Nouvelle gouvernance
Une nouvelle gouvernance urbaine s’impose. Le CESE recommande de co-construire avec le Conseil de la ville, les citoyens, selon une méthodologie participative adaptée, une ambition et un projet sociétal de la ville de demain à long terme intégré à la Région. De son côté, le gouvernement doit accélérer l’implémentation de la charte nationale de la déconcentration qui tarde à voir le jour. Sur le plan territorial, le wali et le gouverneur devraient adopter une approche facilitatrice garantissant la coordination nécessaire entre les politiques territoriales et sectorielles, en vue d’assurer une cohérence entre la prospective, la planification urbaine et la production de l’espace urbain. Pour leur part, les partis politiques devraient assumer leur responsabilité quant à la transition vers des villes durables en assurant leurs missions en matière d’encadrement des citoyens et de préparation d’une élite politique locale qualifiée en matière de gouvernance locale. Par ailleurs, une importance particulière est à porter à d’autres volets pour réussir la transition vers des villes durables comme la nécessité d’assurer la sécurité urbaine; l’impératif de passer de la logique quantitative en logements à résorber vers une logique d’Habitat et de logement décent, inclusif et durable; l’enjeu de faire de l’éducation, de l’enseignement supérieur et de la formation professionnelle un levier de promotion de la culture de développement durable…
Urbanisation galopante
Le Maroc abrite 278 villes et 74 centres délimités, soit 352 entités urbaines. Cette structure est marquée par une nébuleuse de petites villes de moins de 50 000 habitants et des villes moyennes de moins de 100 000 habitants qui représentent ensemble près de 70% du nombre total des villes. Ces entités urbaines abritent moins de 15% de la population urbaine totale.

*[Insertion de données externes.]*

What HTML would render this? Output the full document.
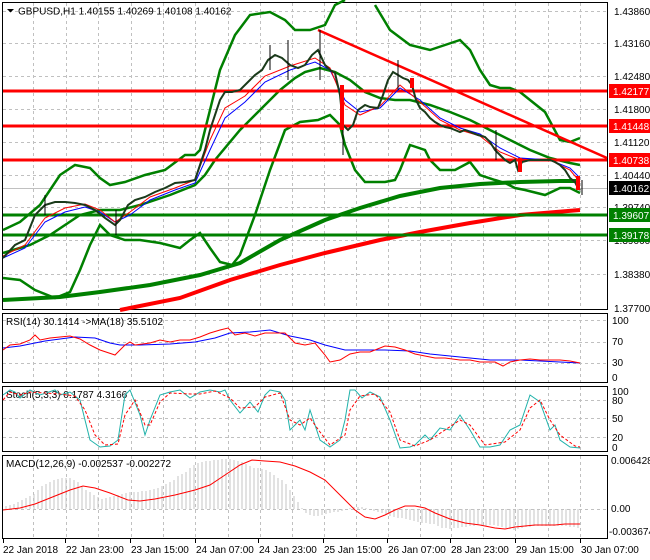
<!DOCTYPE html>
<html><head><meta charset="utf-8"><style>
body{margin:0;background:#fff;width:650px;height:560px;overflow:hidden;font-family:"Liberation Sans",sans-serif}
svg{display:block}
text{font-family:"Liberation Sans",sans-serif;font-size:10px;fill:#000}
</style></head><body>
<svg width="650" height="560" viewBox="0 0 650 560">
<rect width="650" height="560" fill="#fff"/>
<g fill="none" stroke="#000" stroke-width="1">
<rect x="2.5" y="2.5" width="605" height="307"/>
<rect x="2.5" y="313.5" width="605" height="69"/>
<rect x="2.5" y="386.5" width="605" height="65"/>
<rect x="2.5" y="455.5" width="605" height="83"/>
</g>
<g stroke="#c0c0c0" stroke-dasharray="3,3" stroke-width="1">
<path d="M33.5 3V309M66.5 3V309M98.5 3V309M131.5 3V309M163.5 3V309M195.5 3V309M228.5 3V309M260.5 3V309M292.5 3V309M324.5 3V309M356.5 3V309M388.5 3V309M420.5 3V309M451.5 3V309M483.5 3V309M515.5 3V309M548.5 3V309M580.5 3V309"/>
<path d="M33.5 314V382M66.5 314V382M98.5 314V382M131.5 314V382M163.5 314V382M195.5 314V382M228.5 314V382M260.5 314V382M292.5 314V382M324.5 314V382M356.5 314V382M388.5 314V382M420.5 314V382M451.5 314V382M483.5 314V382M515.5 314V382M548.5 314V382M580.5 314V382"/>
<path d="M33.5 387V451M66.5 387V451M98.5 387V451M131.5 387V451M163.5 387V451M195.5 387V451M228.5 387V451M260.5 387V451M292.5 387V451M324.5 387V451M356.5 387V451M388.5 387V451M420.5 387V451M451.5 387V451M483.5 387V451M515.5 387V451M548.5 387V451M580.5 387V451"/>
<path d="M33.5 456V538M66.5 456V538M98.5 456V538M131.5 456V538M163.5 456V538M195.5 456V538M228.5 456V538M260.5 456V538M292.5 456V538M324.5 456V538M356.5 456V538M388.5 456V538M420.5 456V538M451.5 456V538M483.5 456V538M515.5 456V538M548.5 456V538M580.5 456V538"/>
<path d="M3 11.5H607M3 43.5H607M3 76.5H607M3 109.5H607M3 142.5H607M3 175.5H607M3 207.5H607M3 240.5H607M3 274.5H607"/>
<path d="M3 320.5H607M3 342.5H607M3 363.5H607M3 400.5H607M3 418.5H607M3 437.5H607M3 509.5H607"/>
</g>
<path d="M3 188.5H607" stroke="#c0c0c0"/>
<polyline fill="none" stroke="#008000" stroke-width="4" points="3,300 60,297 100,292 150,285 200,275 240,263 280,240 325,220 360,208 400,196 440,188 480,184 520,182 560,181 580,181"/>
<polyline fill="none" stroke="#ff0000" stroke-width="4" points="120,310 180,298 230,280 280,265 325,253 380,240 420,232 470,223 520,215 580,210"/>
<g fill="none" stroke="#008000" stroke-width="2.5">
<polyline points="3,230 20,222 40,205 60,175 75,165 90,168 100,178 110,185 125,182 145,175 165,170 185,155 195,155 200,150 210,110 220,70 235,35 250,15 270,12 285,20 295,30 310,30 325,25 335,5 345,0"/>
<polyline points="375,5 390,30 410,45 430,50 445,45 460,40 470,50 480,70 490,85 500,88 510,88 520,92 530,100 545,112 560,140 570,142 580,138"/>
<polyline points="3,278 20,280 35,290 55,298 70,292 80,270 90,245 100,225 110,235 125,240 140,240 160,243 180,248 190,240 200,233 210,248 220,262 232,265 240,255 255,215 270,170 285,130 300,122 318,120 330,115 340,125 345,145 355,170 365,182 385,182 395,180 400,170 410,145 425,150 430,160 440,170 455,170 470,162 480,175 495,180 505,183 515,188 525,190 545,195 560,188 570,188 580,193"/>
<polyline points="3,253 30,245 50,235 80,215 100,210 120,210 140,205 170,195 195,185 205,175 215,160 240,130 260,110 280,90 295,78 305,72 320,68 335,72 350,80 365,92 380,98 395,100 410,100 430,105 450,112 470,120 490,130 510,140 530,150 550,158 570,163 580,165"/>
</g>
<g stroke-width="3">
<path d="M3 91H607M3 126H607M3 160H607" stroke="#ff0000"/>
<path d="M3 215H607M3 235H607" stroke="#008000"/>
</g>
<path d="M318 30L607 158" stroke="#ff0000" stroke-width="2.5"/>
<polyline fill="none" stroke="#0000ff" stroke-width="1" points="3,258 25,248 45,222 65,212 85,207 100,212 115,222 130,215 150,200 175,190 195,183 210,150 225,118 245,102 265,82 290,70 315,62 330,70 345,100 360,112 380,108 400,88 420,100 440,118 460,128 480,134 500,148 520,158 550,160 570,168 580,178"/>
<polyline fill="none" stroke="#ff0000" stroke-width="1" points="3,256 25,245 45,218 65,208 85,204 100,210 115,222 130,212 150,197 175,188 195,180 210,140 225,108 245,96 265,76 290,66 315,58 330,68 345,105 360,115 380,106 400,85 420,102 440,120 460,130 480,136 500,152 520,160 550,160 570,170 580,182"/>
<polyline fill="none" stroke="#1a3a1a" stroke-width="2" points="3,258 15,245 25,240 35,215 45,205 55,202 65,202 75,203 85,205 95,210 105,218 115,225 120,220 128,205 135,200 145,197 155,192 165,188 175,183 185,182 195,180 200,165 205,150 210,130 215,115 220,100 225,92 232,92 240,90 248,82 255,75 262,70 268,60 275,55 282,58 290,65 298,68 305,65 312,55 318,50 325,65 330,70 335,73 340,95 343,125 348,130 353,125 358,110 365,105 370,107 378,108 383,95 388,80 393,72 398,75 403,78 408,80 412,85 416,100 420,108 425,112 430,118 435,122 440,125 445,127 450,128 455,130 460,132 465,130 470,132 478,135 485,137 490,142 495,150 500,155 505,160 510,163 515,160 518,170 522,162 530,160 540,160 550,160 555,162 560,165 565,170 570,178 575,182 578,188 580,190"/>
<g stroke="#000" stroke-width="1"><path d="M343 95V155M320 30V80M288 40V80M398 60V90M116 210V235M582 180V195M45 195V215M270 45V70M496 130V160"/></g>
<g fill="#ff0000"><rect x="340" y="85" width="4" height="45"/><rect x="576" y="176" width="4" height="14"/><rect x="410" y="78" width="4" height="10"/><rect x="518" y="158" width="4" height="14"/></g>
<path d="M7 9h7l-3.5 3.5z" fill="#000"/>
<text x="18" y="14.5" font-size="11">GBPUSD,H1  1.40155 1.40269 1.40108 1.40162</text>
<g font-size="10">
<text x="614" y="15">1.43860</text><text x="614" y="47">1.43160</text><text x="614" y="80">1.42480</text>
<text x="614" y="113">1.41800</text><text x="614" y="146">1.41120</text><text x="614" y="179">1.40440</text>
<text x="614" y="211">1.39740</text><text x="614" y="244">1.39060</text><text x="614" y="278">1.38380</text><text x="614" y="312">1.37700</text>
</g>
<g font-size="10">
<rect x="609" y="84" width="41" height="14" fill="#ff0000"/><text x="613" y="95" style="fill:#fff">1.42177</text>
<rect x="609" y="119" width="41" height="14" fill="#ff0000"/><text x="613" y="130" style="fill:#fff">1.41448</text>
<rect x="609" y="153" width="41" height="14" fill="#ff0000"/><text x="613" y="164" style="fill:#fff">1.40738</text>
<rect x="609" y="181" width="41" height="14" fill="#000"/><text x="613" y="192" style="fill:#fff">1.40162</text>
<rect x="609" y="208" width="41" height="14" fill="#008000"/><text x="613" y="219" style="fill:#fff">1.39607</text>
<rect x="609" y="228" width="41" height="14" fill="#008000"/><text x="613" y="239" style="fill:#fff">1.39178</text>
</g>
<text x="6" y="325" font-size="10">RSI(14) 30.1414  -&gt;MA(18) 35.5102</text>
<polyline fill="none" stroke="#0000ff" points="3,348 20,346 45,341 75,337 95,338 110,343 120,345 140,345 170,344 195,342 215,338 230,333 250,332 270,330 290,336 310,340 325,345 345,350 365,350 385,350 410,351 430,354 450,356 470,358 490,360 505,360 520,360 540,361 560,362 580,363"/>
<polyline fill="none" stroke="#ff0000" points="3,350 10,345 20,344 30,340 35,335 40,340 50,338 60,337 70,336 80,339 90,345 100,350 115,355 125,345 130,342 135,345 150,343 160,340 170,342 180,340 190,340 200,337 210,333 220,330 228,328 235,335 245,333 255,336 265,333 275,333 285,333 295,343 305,345 315,343 325,355 330,362 340,360 350,354 360,352 370,352 385,346 395,347 405,350 415,354 425,356 435,358 445,358 460,360 470,360 480,362 495,362 503,366 510,362 520,360 530,359 540,360 550,360 560,360 570,361 580,363"/>
<g font-size="10"><text x="612" y="324">100</text><text x="612" y="345">70</text><text x="612" y="366">30</text><text x="612" y="381">0</text></g>
<text x="6" y="398" font-size="10">Stoch(5,3,3) 0.1787 4.3166</text>
<polyline fill="none" stroke="#20b2aa" points="3,395 10,390 15,392 20,398 30,390 40,395 55,390 60,395 70,392 80,400 85,420 90,440 100,447 110,446 118,440 125,395 130,390 140,415 145,435 150,420 160,395 170,392 180,390 190,398 200,392 210,390 220,392 225,390 230,400 240,413 250,402 258,412 265,395 270,390 280,392 285,400 290,430 300,420 305,430 310,410 320,440 330,447 340,440 345,420 350,390 355,390 362,398 370,392 380,397 390,420 400,448 410,447 415,445 425,435 430,440 440,428 450,430 460,415 470,430 480,447 490,447 500,445 510,430 520,425 530,395 540,402 550,430 555,425 560,440 570,447 580,448"/>
<polyline fill="none" stroke="#ff0000" stroke-dasharray="3,2" points="3,400 10,392 20,395 30,392 45,393 60,394 75,396 85,410 95,435 105,445 118,444 125,415 135,400 145,425 150,425 160,402 170,393 190,394 200,394 215,391 230,398 240,408 255,407 265,397 280,393 290,420 300,425 310,418 320,432 330,445 345,435 350,410 360,396 375,394 390,412 400,440 415,446 430,440 445,430 460,420 470,425 485,445 505,442 520,430 530,408 540,400 550,420 560,435 575,446 580,447"/>
<g font-size="10"><text x="612" y="395">100</text><text x="612" y="404">80</text><text x="612" y="422">50</text><text x="612" y="441">20</text><text x="612" y="451">0</text></g>
<text x="6" y="467" font-size="10">MACD(12,26,9) -0.002537 -0.002272</text>
<g stroke="#c4c4c4" stroke-width="1">
<path d="M6 509V506M10 509V505M14 509V504M18 509V502M22 509V500M26 509V498M30 509V496M34 509V494M38 509V490M42 509V486M46 509V484M50 509V482M54 509V480M58 509V479M62 509V478M66 509V478M70 509V478M74 509V480M78 509V482M82 509V486M86 509V490M90 509V492M94 509V495M98 509V497M102 509V499M106 509V498M110 509V497M114 509V496M118 509V495M122 509V494M126 509V493M130 509V492M134 509V492M138 509V492M142 509V491M146 509V491M150 509V490M154 509V489M158 509V488M162 509V486M166 509V484M170 509V482M174 509V480M178 509V476M182 509V474M186 509V472M190 509V468M194 509V465M198 509V463M202 509V462M206 509V461M210 509V461M214 509V460M218 509V460M222 509V459M226 509V459M230 509V459M234 509V460M238 509V461M242 509V462M246 509V464M250 509V466M254 509V468M258 509V468M262 509V469M266 509V470M270 509V472M274 509V475M278 509V478M282 509V480M286 509V484M290 509V490M294 509V496M298 509V502M302 509V508M306 509V513M310 509V515M314 509V516M318 509V516M322 509V515M326 509V514M330 509V513M334 509V512M338 509V512M342 509V511M346 509V510M350 509V508M354 509V507M358 509V507M362 509V507M366 509V508M370 509V509M374 509V511M378 509V512M382 509V513M386 509V514M390 509V516M394 509V517M398 509V518M402 509V518M406 509V519M410 509V520M414 509V521M418 509V522M422 509V523M426 509V523M430 509V524M434 509V524M438 509V526M442 509V528M446 509V528M450 509V529M454 509V528M458 509V528M462 509V527M466 509V527M470 509V526M474 509V526M478 509V525M482 509V526M486 509V526M490 509V525M494 509V525M498 509V526M502 509V527M506 509V528M510 509V529M514 509V530M518 509V529M522 509V528M526 509V527M530 509V527M534 509V526M538 509V526M542 509V526M546 509V526M550 509V526M554 509V526M558 509V526M562 509V526M566 509V526M570 509V527M574 509V527M578 509V528"/>
</g>
<polyline fill="none" stroke="#ff0000" points="3,510 20,508 35,504 50,498 70,490 83,486 95,488 110,493 128,500 140,501 155,499 175,495 195,490 210,485 225,475 240,465 252,460 265,461 280,462 295,466 310,472 325,480 340,495 355,510 365,517 375,519 385,515 395,510 405,506 415,506 425,508 435,513 450,519 465,523 480,525 495,528 505,529 515,527 525,526 535,525 545,525 555,525 565,524 580,524"/>
<g font-size="10"><text x="611" y="464">0.006428</text><text x="611" y="512">0.00</text><text x="609" y="535">-0.003674</text></g>
<g stroke="#000"><path d="M3.5 539V543M65.5 539V543M130.5 539V543M195.5 539V543M258.5 539V543M323.5 539V543M387.5 539V543M450.5 539V543M515.5 539V543M580.5 539V543"/></g>
<g font-size="10">
<text x="3" y="553">22 Jan 2018</text><text x="66" y="553">22 Jan 23:00</text><text x="131" y="553">23 Jan 15:00</text>
<text x="196" y="553">24 Jan 07:00</text><text x="259" y="553">24 Jan 23:00</text><text x="324" y="553">25 Jan 15:00</text>
<text x="388" y="553">26 Jan 07:00</text><text x="451" y="553">28 Jan 23:00</text><text x="516" y="553">29 Jan 15:00</text><text x="581" y="553">30 Jan 07:00</text>
</g>
</svg>
</body></html>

Sept grandes villes abritent environ le quart de la population du Royaume (24,9%), ce qui représente une part de 41,3% de la population urbaine. L’analyse de l’armature urbaine permet de distinguer l’aire métropolitaine centrale (s’étendant sur 200 km de Kénitra à El Jadida), d’une part, et les autres villes, d’autre part. L’aire métropolitaine représente à elle seule la moitié du potentiel économique du pays. Par ailleurs, bien que les métropoles marocaines concentrent 60% du PIB et que 51% de la croissance nationale en est tributaire, elles accusent globalement certaines déficiences au niveau de leur croissance qui est légèrement en deçà de la dynamique observée au niveau national. Le taux de chômage y demeure de 17,4%, légèrement supérieur à celui du niveau national qui est de 16,2%, quoiqu’elles enregistrent un taux de salariat de 66,2%, supérieur au niveau national de 8,4 points.